The agent has read access via query_metrics to the holdout-result envelope. It can summarize a completed test but can't create new holdouts or change channel pause status — that's an operator decision with real ad-spend consequences.
Geo-lift vs holdout — what's the difference?
Both are causal incrementality tests, but they manipulate different dimensions. Geo-lift treats different geographic regions: pause Meta in California (treatment), leave it on in Texas/New York/Florida (donor pool), and use the synthetic-control method to estimate California's counterfactual revenue from a weighted blend of donors. Time-holdout pauses the channel everywhere for a defined window: pause Meta workspace-wide for 14 days, compare actual revenue during the pause window against the synthetic baseline derived from the pre-pause period.
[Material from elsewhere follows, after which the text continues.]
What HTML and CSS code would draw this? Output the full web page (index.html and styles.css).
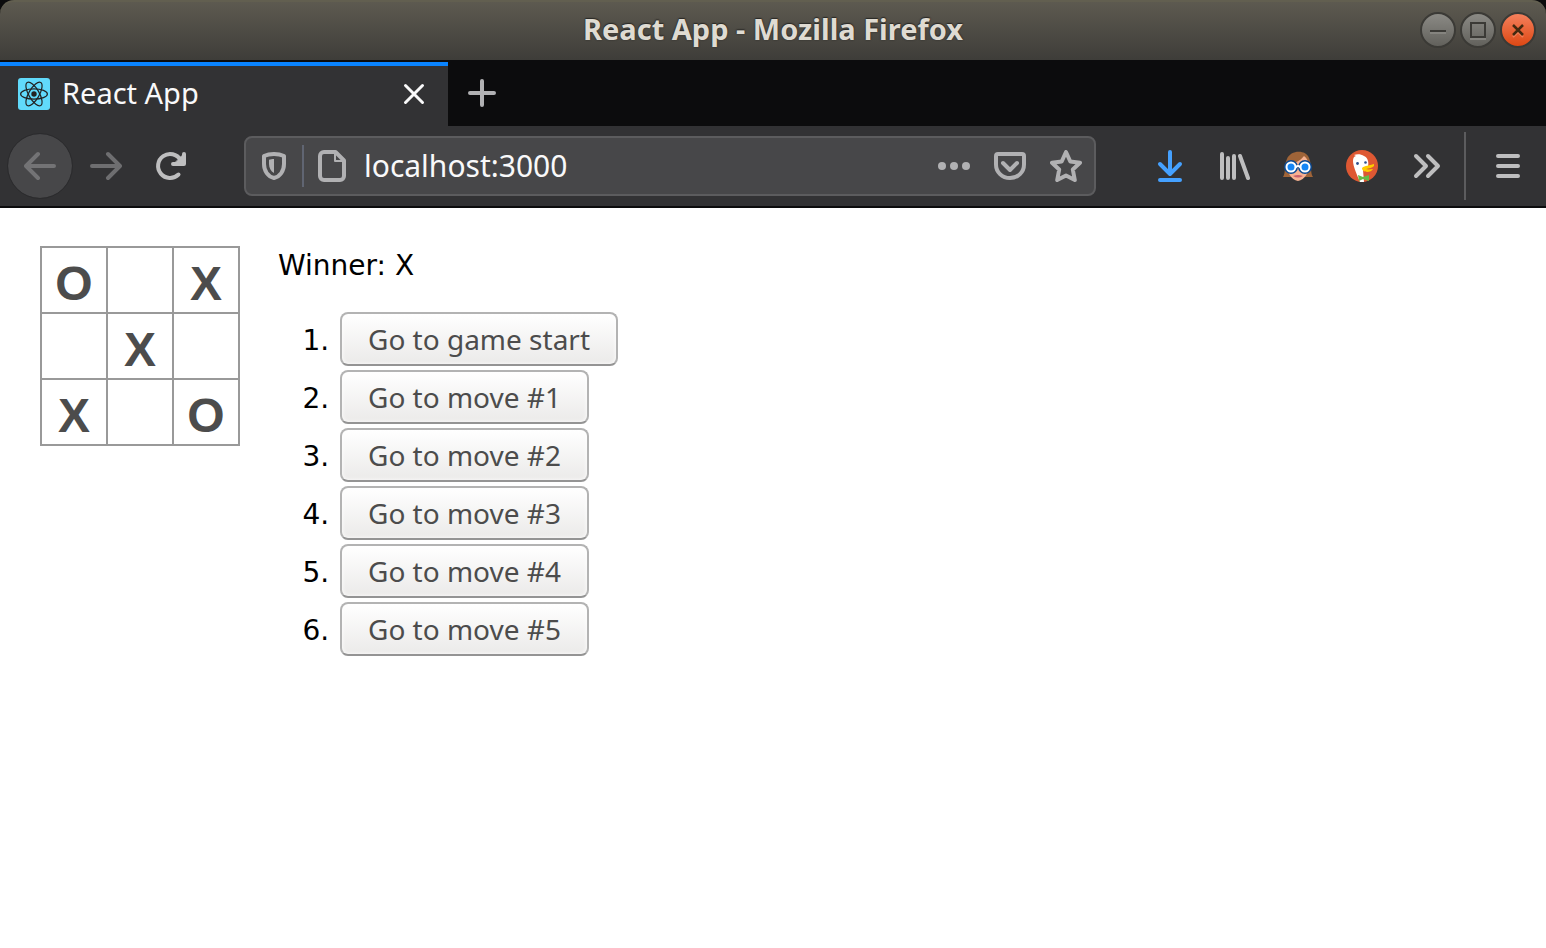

Geo-lift is FASTER (you can run it without sacrificing total revenue — only the treatment region pays the pause cost) but requires multiple distinguishable regions with enough revenue history for a clean donor pool. Time-holdout is operationally simpler (no Meta Ads Manager geo targeting) but costs more revenue (the entire workspace pauses) and is more vulnerable to time-period confounders (BFCM week vs. a normal week). Admaxxer ships both surfaces; pick geo-lift first if you have multiple revenue-poolable regions, time-holdout if you're in a single market.